I dont use http tunnels, on IPv4 to IPv6 tunnels.

Hope this helps.


----------



## bkaron (Nov 12, 2004)

I guess I should rephrase the question. How do you input the information into http Tunnel?

Oh, btw, thanks for your support


----------



## bkaron (Nov 12, 2004)

Ok, sorry, I'm going to rephrase the __last__ question  I need to find the following:

1. proxy server # 
2. port #

*The Example from Mac OS X Hints:*

_I want to share files between my OS X box at home and my OS X box at work using AFP (TCP/IP port 548). My proxy server is at 10.0.0.1 and does HTTP proxing on port 8888, the IP address of my computer outside the firewall is 123.456.789.10, and I'll be using 666 as my arbitrary port. 

On the OS X box outside the firewall, from the Terminal type I would type:

hts -F 127.0.0.1:548 666

This will forward all incoming HTTP requests on port 666 to port 548 on the machine hts is running on (note: 127.0.0.1 always means "this" computer). 

On the OS X box inside the firewall , from the Terminal type I would type:

htc -F 548 -P 10.0.0.1:8888 123.456.789.10:666_


----------



## bkaron (Nov 12, 2004)

Well, since only one-person replied within 24 hours I kind of assumed that this post was dead. So since I had my UNIX friend help me, I thought that you guys might want to know the real reason for this.
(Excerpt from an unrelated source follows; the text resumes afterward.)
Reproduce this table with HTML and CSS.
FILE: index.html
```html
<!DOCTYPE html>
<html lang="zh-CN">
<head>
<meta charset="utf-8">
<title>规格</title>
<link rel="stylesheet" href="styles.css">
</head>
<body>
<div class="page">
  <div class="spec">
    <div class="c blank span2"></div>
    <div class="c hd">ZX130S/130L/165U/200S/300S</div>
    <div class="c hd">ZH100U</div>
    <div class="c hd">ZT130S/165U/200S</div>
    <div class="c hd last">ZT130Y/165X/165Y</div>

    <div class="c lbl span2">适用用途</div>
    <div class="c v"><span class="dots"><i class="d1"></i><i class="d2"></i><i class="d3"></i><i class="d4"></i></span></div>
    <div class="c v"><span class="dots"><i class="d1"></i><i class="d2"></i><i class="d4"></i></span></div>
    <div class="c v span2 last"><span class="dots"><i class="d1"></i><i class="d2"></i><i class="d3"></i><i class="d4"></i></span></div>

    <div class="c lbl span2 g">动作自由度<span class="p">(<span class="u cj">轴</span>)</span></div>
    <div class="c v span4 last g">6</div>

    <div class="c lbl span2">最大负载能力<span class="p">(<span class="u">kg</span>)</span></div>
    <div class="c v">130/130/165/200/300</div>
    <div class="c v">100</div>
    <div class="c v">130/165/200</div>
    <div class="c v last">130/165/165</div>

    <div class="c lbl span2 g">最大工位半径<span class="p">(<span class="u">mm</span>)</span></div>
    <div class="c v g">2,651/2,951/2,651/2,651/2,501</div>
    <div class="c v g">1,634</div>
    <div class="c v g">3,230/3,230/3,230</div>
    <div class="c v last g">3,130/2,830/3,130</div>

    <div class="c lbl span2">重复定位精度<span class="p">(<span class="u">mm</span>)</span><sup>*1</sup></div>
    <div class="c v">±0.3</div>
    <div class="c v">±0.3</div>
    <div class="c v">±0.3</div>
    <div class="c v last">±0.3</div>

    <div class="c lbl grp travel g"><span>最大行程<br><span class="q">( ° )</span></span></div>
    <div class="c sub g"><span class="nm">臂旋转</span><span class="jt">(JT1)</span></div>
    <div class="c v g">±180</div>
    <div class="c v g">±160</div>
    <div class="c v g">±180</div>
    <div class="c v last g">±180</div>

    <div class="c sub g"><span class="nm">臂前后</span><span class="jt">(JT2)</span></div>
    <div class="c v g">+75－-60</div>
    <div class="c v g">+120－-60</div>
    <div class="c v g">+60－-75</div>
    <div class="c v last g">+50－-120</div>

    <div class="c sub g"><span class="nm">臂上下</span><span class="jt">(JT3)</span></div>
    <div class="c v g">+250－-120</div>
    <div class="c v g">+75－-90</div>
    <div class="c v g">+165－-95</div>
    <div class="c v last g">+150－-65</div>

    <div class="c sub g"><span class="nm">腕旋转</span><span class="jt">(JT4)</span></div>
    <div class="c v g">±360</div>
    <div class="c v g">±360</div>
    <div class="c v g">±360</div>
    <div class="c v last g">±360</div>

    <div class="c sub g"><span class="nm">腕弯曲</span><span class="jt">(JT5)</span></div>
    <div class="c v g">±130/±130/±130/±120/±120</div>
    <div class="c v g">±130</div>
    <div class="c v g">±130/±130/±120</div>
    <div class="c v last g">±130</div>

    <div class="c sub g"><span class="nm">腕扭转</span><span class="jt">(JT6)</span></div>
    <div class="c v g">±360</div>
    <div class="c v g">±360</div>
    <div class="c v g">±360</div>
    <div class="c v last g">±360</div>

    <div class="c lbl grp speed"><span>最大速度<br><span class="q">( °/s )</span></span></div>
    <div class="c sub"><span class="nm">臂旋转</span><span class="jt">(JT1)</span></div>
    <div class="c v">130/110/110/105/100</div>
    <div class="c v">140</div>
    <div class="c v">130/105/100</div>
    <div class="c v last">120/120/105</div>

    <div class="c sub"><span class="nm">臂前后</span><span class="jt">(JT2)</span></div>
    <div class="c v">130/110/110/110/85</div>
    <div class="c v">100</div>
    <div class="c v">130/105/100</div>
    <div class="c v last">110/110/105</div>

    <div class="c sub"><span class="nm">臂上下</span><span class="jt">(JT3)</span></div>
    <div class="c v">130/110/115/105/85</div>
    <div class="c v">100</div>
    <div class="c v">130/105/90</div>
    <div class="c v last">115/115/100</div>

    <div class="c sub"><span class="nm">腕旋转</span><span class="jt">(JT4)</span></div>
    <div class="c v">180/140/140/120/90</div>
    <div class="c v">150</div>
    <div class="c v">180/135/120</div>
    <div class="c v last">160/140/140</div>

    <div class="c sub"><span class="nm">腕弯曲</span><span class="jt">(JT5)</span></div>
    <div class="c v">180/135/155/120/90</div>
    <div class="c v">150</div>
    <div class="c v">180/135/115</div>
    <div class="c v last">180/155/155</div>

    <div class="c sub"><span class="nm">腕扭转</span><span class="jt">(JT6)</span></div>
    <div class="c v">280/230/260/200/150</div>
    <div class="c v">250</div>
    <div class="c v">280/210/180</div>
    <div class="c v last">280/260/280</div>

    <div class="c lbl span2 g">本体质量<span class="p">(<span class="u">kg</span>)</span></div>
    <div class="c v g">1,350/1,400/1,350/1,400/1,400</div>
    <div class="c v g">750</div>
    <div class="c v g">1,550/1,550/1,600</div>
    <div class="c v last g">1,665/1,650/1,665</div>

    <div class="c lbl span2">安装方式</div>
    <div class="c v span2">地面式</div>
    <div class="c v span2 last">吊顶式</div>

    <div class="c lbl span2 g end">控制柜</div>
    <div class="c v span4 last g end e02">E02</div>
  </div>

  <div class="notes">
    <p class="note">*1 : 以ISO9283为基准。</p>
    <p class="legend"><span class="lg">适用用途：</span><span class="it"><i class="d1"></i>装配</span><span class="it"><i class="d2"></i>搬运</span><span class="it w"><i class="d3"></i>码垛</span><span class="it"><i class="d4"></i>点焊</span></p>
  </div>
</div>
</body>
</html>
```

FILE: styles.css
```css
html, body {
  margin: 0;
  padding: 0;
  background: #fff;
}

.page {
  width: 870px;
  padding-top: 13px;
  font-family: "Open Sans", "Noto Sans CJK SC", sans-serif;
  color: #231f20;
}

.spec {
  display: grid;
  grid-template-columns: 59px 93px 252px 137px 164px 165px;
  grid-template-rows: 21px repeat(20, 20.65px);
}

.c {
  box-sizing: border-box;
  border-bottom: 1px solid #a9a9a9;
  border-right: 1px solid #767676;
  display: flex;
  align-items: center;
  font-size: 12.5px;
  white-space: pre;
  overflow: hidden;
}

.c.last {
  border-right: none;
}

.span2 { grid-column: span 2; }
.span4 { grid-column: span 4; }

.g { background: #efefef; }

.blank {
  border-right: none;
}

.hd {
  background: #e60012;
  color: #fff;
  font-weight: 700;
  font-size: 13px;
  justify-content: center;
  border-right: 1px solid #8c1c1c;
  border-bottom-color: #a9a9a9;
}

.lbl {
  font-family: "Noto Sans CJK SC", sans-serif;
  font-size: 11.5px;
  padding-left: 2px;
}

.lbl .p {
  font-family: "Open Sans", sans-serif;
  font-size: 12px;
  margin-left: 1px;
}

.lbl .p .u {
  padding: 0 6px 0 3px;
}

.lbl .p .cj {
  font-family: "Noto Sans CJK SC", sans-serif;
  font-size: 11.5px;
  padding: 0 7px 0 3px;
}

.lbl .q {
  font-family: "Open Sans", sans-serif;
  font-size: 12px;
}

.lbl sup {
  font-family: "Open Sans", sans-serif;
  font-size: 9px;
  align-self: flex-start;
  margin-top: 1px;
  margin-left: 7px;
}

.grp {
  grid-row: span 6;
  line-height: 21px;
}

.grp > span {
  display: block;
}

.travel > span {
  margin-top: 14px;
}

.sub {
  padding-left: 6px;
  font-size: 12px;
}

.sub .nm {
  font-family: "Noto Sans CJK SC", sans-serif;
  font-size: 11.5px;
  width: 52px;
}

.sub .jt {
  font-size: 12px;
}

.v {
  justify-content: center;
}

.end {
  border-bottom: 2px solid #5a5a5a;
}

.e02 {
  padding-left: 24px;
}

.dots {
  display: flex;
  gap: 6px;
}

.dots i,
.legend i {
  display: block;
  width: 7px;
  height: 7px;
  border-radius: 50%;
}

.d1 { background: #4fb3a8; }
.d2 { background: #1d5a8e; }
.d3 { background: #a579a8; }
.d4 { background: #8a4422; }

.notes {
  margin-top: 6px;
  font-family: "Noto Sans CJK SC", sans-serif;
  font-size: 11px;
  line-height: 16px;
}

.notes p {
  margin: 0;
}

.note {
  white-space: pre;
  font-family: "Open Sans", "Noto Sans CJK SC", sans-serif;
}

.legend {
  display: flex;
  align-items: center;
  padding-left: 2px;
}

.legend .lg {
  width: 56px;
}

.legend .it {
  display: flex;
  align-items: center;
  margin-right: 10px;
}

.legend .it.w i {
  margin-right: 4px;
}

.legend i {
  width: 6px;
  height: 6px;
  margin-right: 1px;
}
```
I recently posted a question on how to get past a blocked web site on my schools server, It was immediately closed  ::evil:: So I did a lot of goggling and came across something called VPN. At first I thought it was a program but I know now that it's a Virtual Private Network. Thus after even more goggling I came across OpenVPN, but this program was to complicated for me "the n00b" to handle. Just as I was about to give up I found http Tunnel. I had no problem with the install, but had many problems went it came to the operation of http tunnel. After a LOT of trouble shooting and talking to my UNIX friend I figured out how to do it (dig a tunnel) So by using my 1 laptop I can now surf the internet at my school, anonymously with no interruptions


----------